Delors was also key in drawing up the blueprint for economic and monetary union, which led to the creation of the European Central Bank and the euro currency.

The latter, considered by many to be Delors’ masterpiece, is now official tender for 20 of the 27 EU nations.

But in the years leading up to his death, some of Delors’ handiwork came under threat. A narrowly averted crisis over Greece shook the eurozone, while the EU’s borders came under pressure from hundreds of thousands of refugees and other migrants, revealing fault lines within the bloc. In 2016, the U.K. voted to leave the EU in a repudiation of the “ever-closer union” the former EU Commission president toiled to forge.

Further expansion eastward of the EU into territory once controlled by Moscow had been halted by ferocious Kremlin opposition. And the economies of many of the bloc’s member nations appeared to be stuck in idle, with persistent low growth rates and millions of people unable to find work.

In remarks that may ring as true today as when he left office, Delors in 1995 cautioned fellow Europeans that “we have a future filled with danger.” He insisted their countries, which spent centuries at one another’s throats in devastating and bloody wars, must continue to strive for “agreements at political, social and economic levels.”

For many, the moody Frenchman with big ideas yet painstaking attention to detail was the most influential figure in constructing a more united Europe since the postwar founders of the Common Market decided to bind their nations together to prevent another war.

Wim Kok, a former Dutch prime minister, admiringly called Delors the man “who for 10 years determined the face of Europe like no other.”

“I am satisfied like an artisan from whom someone ordered a table and chairs, who did everything he could to craft a fine work, and who today sees it in front of him,” Delors told a newspaper reporter in 1998, three years after leaving Brussels. He added: “I consider myself to be only one element in the chain.”

The EU — called the European Community when Delors took the helm — grew from 10 nations to 12 during his tenure, with a clear promise of the far greater expansion that has since taken place.

After the Berlin Wall fell in 1989, Delors moved quickly to prepare the organization for the admission of former communist countries from Eastern Europe.

From a narrowly focused “trade bloc,” it branched out into areas that were once the jealously guarded purview of individual governments, like foreign policy, customs and border controls, justice and home affairs.
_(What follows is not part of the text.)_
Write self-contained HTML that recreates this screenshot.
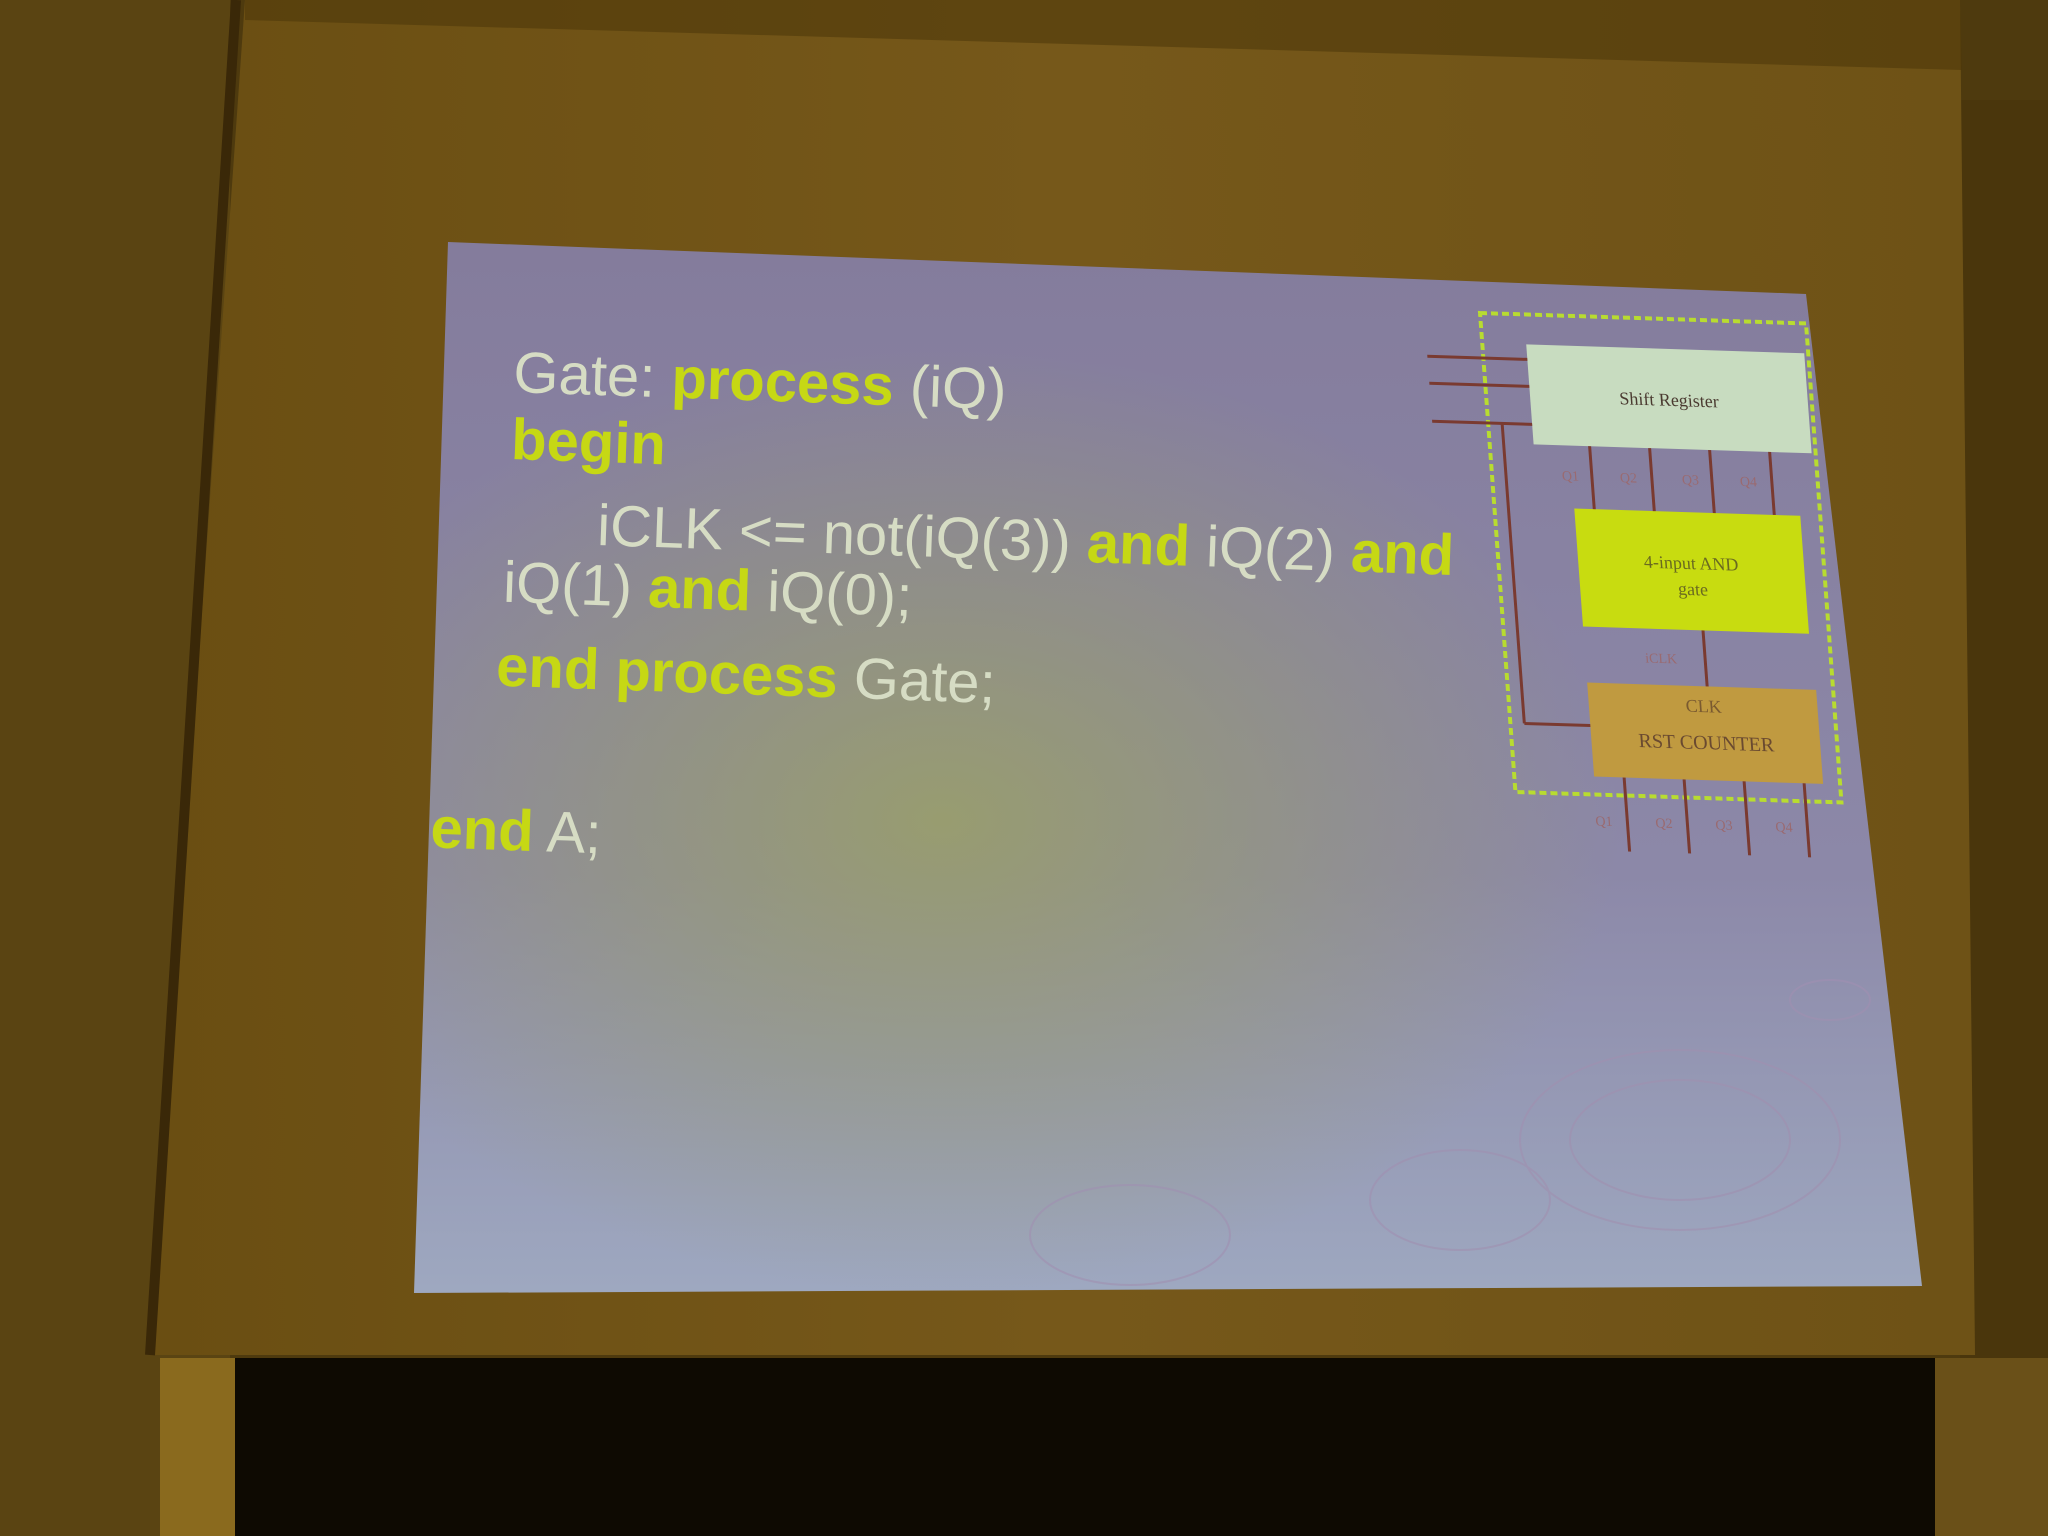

But for many, especially in countries like Britain, Delors became the reviled personification of the overreaching Eurocrat bent on meddling in virtually all aspects of people’s lives. One London tabloid called on readers to show their hostility to “the French fool” by assembling and shouting in unison: “Up Yours Delors.”

British Prime Minister Margaret Thatcher, though using more genteel language, insisted on her country’s sovereign right to fix its own course in many areas.

Delors pushed the grouping of countries far beyond its original role as an economic club toward his dream of a united Europe. He wanted to give it the institutions and tools to rival the United States and Japan, and to make it a force for peace, prosperity and security.

His vision of a federal Europe — he spoke of “a germ of a European government” — was a step too far for some.

“By the time you get to the mid ’90s, there are signs of a significant backlash against European integration,” said N. Piers Ludlow, associate professor at the London School of Economics and Political Science. “A potential European superstate was always thought of as science fiction, but that specter becomes a lot more credible.”

Ludlow said Delors was “in a league of his own” as EU Commission president but that he overreached at the end, alienating some European leaders who became “fed up with this guy who hogged the limelight.” A German businessman once likened Delors to the autocratic King Louis XIV of France.

In 1992, the Maastricht Treaty that founded the EU clipped the wings of the Commission and its president, not granting them all the powers Delors had sought.

In his farewell address to the European Parliament in January 1995, Delors expressed satisfaction with what he was leaving his successors.